I was about to discover, however, that a rowing boat is not a rowing machine – in much the same way as it is not a hang glider.
It started badly. Our vessel moved inelegantly and erratically away from the dock and into deeper waters, the oars scoffing at my attempts to control them. Once pointed in the general direction of the island – more from the fortuitous wake of other vessels than by any meaningful contributions on my part – I took the first meaningful stroke.
One oar skimmed over the surface of the water, spraying my wife and daughter with generous amounts of the lake’s content. The other oar dug so deep that the resistance almost ripped my left shoulder out of its socket. It was not the last time that happened.
Slowly, I began to move our boat forward. But rather than the direct and swift path I expected to blaze, we moved ahead as if we were trying to navigate a minefield. All the while, a growing air of mutinous exasperation was becoming apparent among my boat mates.

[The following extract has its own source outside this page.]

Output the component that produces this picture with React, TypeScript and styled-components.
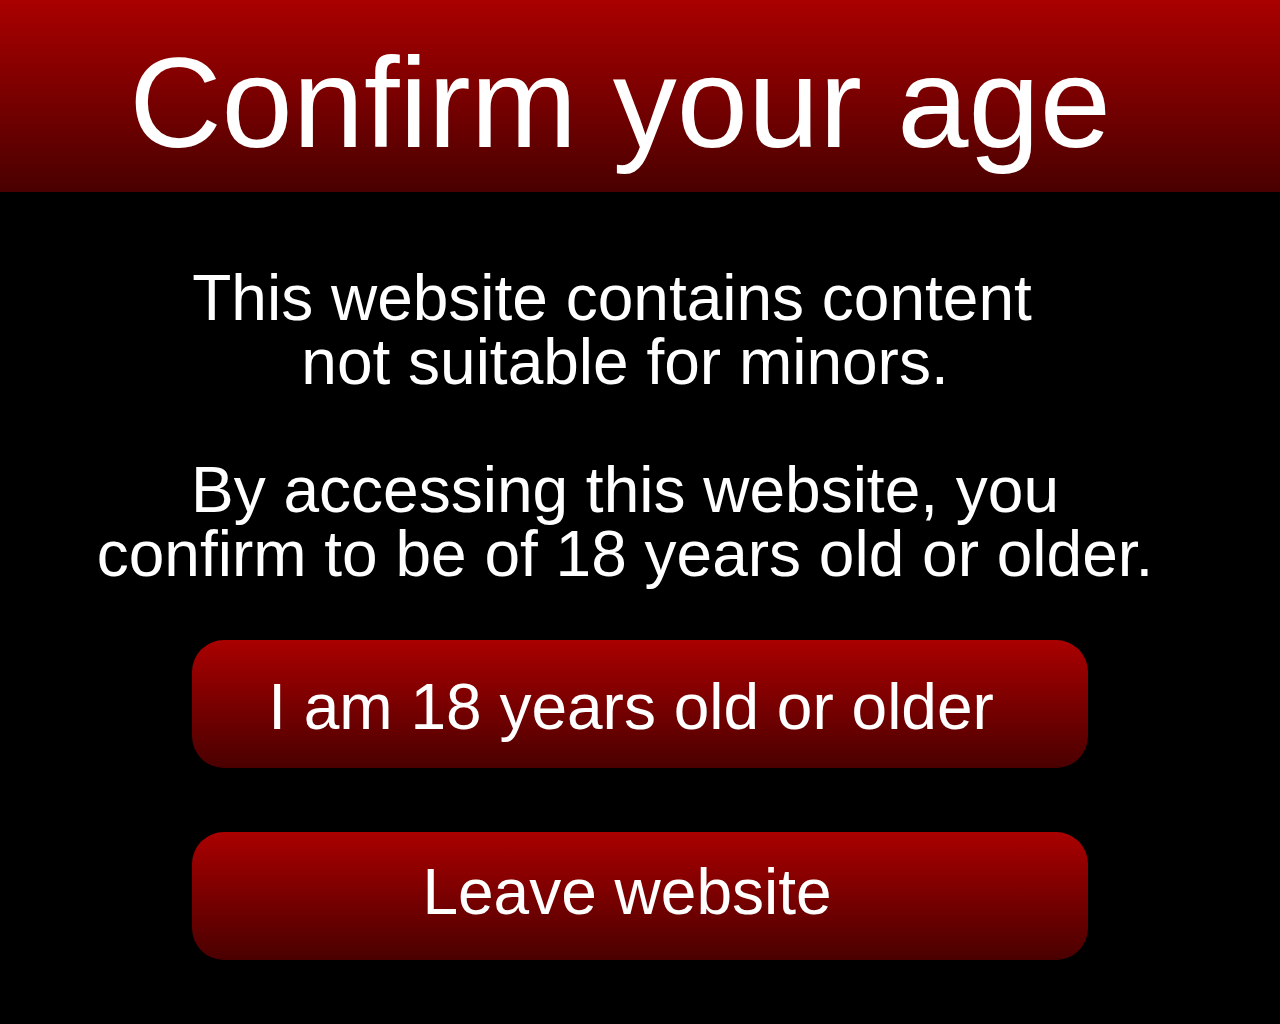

Eventually, I settled into something approaching a rhythm. The blades of the oars started to breach the water at equal depths and returned to prepare for the next stroke in a relatively efficient manner. The handles no longer scraped the skin off of my increasingly sunburnt knees with each pass.
Of course, every time I thought about the fact that I had found a rhythm, I started to think about what I was doing and the oars started flailing again – like the arms of a drowning man.
And then I thought about something else. I’m not sure why this didn’t occur to me until that moment.
I couldn’t see where we were going.
I was moving us forward, but I had my back to our destination and had to rely on my boat mates for direction. And, as they will attest, that has never been one of my strong suits.
Consequently, I couldn’t stop myself from occasionally looking over my shoulder to check our course – inevitably slowing our progress and increasing the volume of the discontented voices of impending mutiny.
And it was with that recollection, months later, that I saw my metaphor.
One man sat in a small rowing boat on a small European lake. Another gripped a lectern while the world watched. Neither was able to see where he was going, they had both minimized the scale and difficulty of the task ahead, exaggerated their abilities, and cast doubt on the expertise of the people who had a clear vision of the most direct path to the destination. It was a calamitous combination.
Compounding the problem, each would occasionally look over his shoulder, neglecting his role, unable to resist the impulse to try to influence events. Distracted, the power they had been wielding to propel their vessels forward now only skimmed the surface, slowing their progress, causing them to veer off course – and extending the time it would take to return safely to shore; to the solid and familiar ground of normal life.
It was only when the man in the rowing boat confronted the reality of the situation, when he acknowledged the limits of his capabilities and focused on his role, when he trusted the boat mates who could see the best way forward, that the boat began, finally, to cut smoothly through the water.
That same man sits at home now, part of a watching world, a new European adventure currently out of reach, hoping that the man gripping the lectern quickly arrives at the same conclusion.